15 Easy Landscaping Tips to Add
Appeal and Value to Your Home
Perhaps because people are innately drawn to nature, or because we’re all driven on some level by aesthetics, creating a beautiful landscape around your home is one of the most beneficial things you can do to up its value.
Landscaping can increase your property value by 7 percent to 14 percent, and make it sell five to six weeks faster!
Improved landscaping can increase your property value by 7 percent to 14 percent, according to the American Nursery & Landscape Association. Meanwhile, if you’re looking to sell your home, landscaping can get your home sold five to six weeks faster than homes without it (a definite plus in today’s housing slump).
What’s more, landscaping does not have to be a huge investment. There are a number of simple tricks that can add major curb appeal to your home — without breaking the bank. The end result is a relatively low investment for a high return — not only in market value of your home but also in the joy you’ll get from beautifying your property.
15 Simple Landscaping Tips for Your Home
Now’s the perfect time to get your yard in shape, so set aside a few weekends, use the tips below, and you’ll be on your way to a beautifully landscaped yard that you can be proud of.
- Make a plan. Draw your yard on a piece of paper, then plot out what should go where. This will help you to get a mental picture of the finished yard, and ensure that you have space for everything. Remember, complete landscaping could take years to complete, so having a plan will keep you on track.
- Choose plants for all seasons. As you choose plants, pick some that will flower in the spring, summer and fall, along with varieties that will be attractive in the winter, so you’ll always have some visual interest, no matter what the season.
- Use perennials and annuals. Choose perennials that you know you’re going to love for the long haul (these will come back each year). Annuals can be a bit more daring and trendy, because they only last for one season. Further, perennials only bloom for a certain period, so adding in some annuals gives you more color for the summer.
- Think about color. You’ll want to add some splashes of color throughout your landscape. Choose some brightly colored perennials that will return year after year, and also choose different colored bushes, flowering bushes and trees (even plants and trees with just foliage come in a wide range of colors).
- Add depth. When planting flowerbeds, choose taller varieties for the back, shorter for the front and add a medium level in between. You can also plant a circular area this way, putting the tallest plants in the middle and working your way out.
- Trim your trees and bushes. Give your trees and shrubs regular “hair cuts” to keep them neatly shaped and well-manicured. (Think about the shape you want ahead of time, such as round, cone-shaped, square or more natural.) Along these lines, you should also keep your lawn neatly mowed.

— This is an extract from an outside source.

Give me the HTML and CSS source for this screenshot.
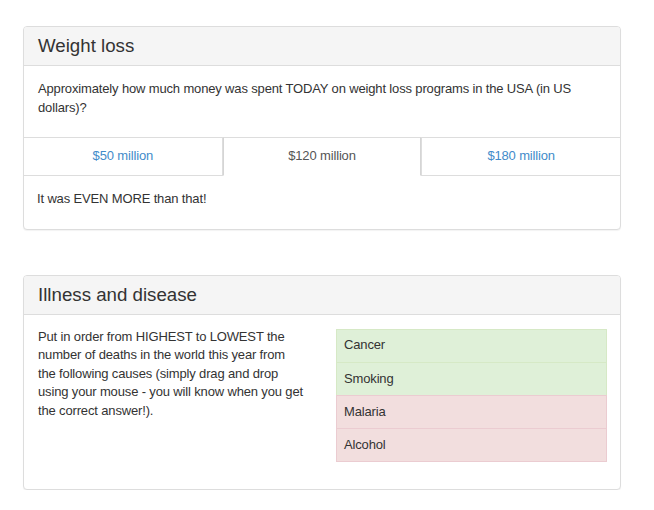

- Add privacy and function. If you have neighbors close by, you can use evergreens and trees to create privacy and block views of other houses/unsightly areas. Evergreens also make excellent wind barriers, if you live in a particularly windy area. Meanwhile, if you want a shaded area or a canopy overhead, planting a large tree will be ideal (but should be avoided if you want to keep the area sunny and open).
- Cover unsightly areas. If there is an area in your yard that you don’t like (such as a gas meter or utility box), use bushes, perennials or small trees to hide it.
- Edge the beds. Edging the spots where your grass meets flowerbeds, mulch or gardens adds visual appeal. Use a clean straight line, or install a small decorative fence or stone lining to define the space.
- Watch your budget. Full-grown trees and plants are expensive, but you can greatly cut down your costs by buying smaller varieties (plants grow faster than you think) or looking for sales. Trees and other big-ticket items can even be purchased in the fall, when they’re likely to be discounted (and it’s not too late to plant them in the fall).
- Create “rooms.” If you’re working with a large, undefined space, adding “walls” to create separate spaces can add a lot of appeal. Do this by using hedges, trees, flowerbeds and arbors to act as barriers (and don’t forget to add a few pathways to connect them).
Remember, your home’s landscape is a work in progress. It will be completed in phases and you can always make new additions.
- Use groundcover. Groundcover is an excellent choice for covering large spaces or adding interest in between trees and bushes. It comes in many different colors and varieties, plus, it’s low maintenance and will keep weeds away.
- Keep in style with your house/local region. Your landscape should coordinate with your home (so if you live in a Cape Cod Style home you shouldn’t surround it with cactuses). Meanwhile, not every plant will thrive in every region, so choosing some native plants ensures that your landscape will thrive and blend in with your local environment.
- Keep maintenance in mind. If you know you don’t want to spend a lot of time maintaining your yard, choose low-maintenance bushes, trees and perennials, and leave the intricate flowerbeds, extensive annuals, rock gardens and ponds to those who live to garden.
- Plan your yard from all perspectives. The view of your home from the street is important, but so is your backyard and your view from inside the house. Keep all visual perspectives in mind as you plan your landscape.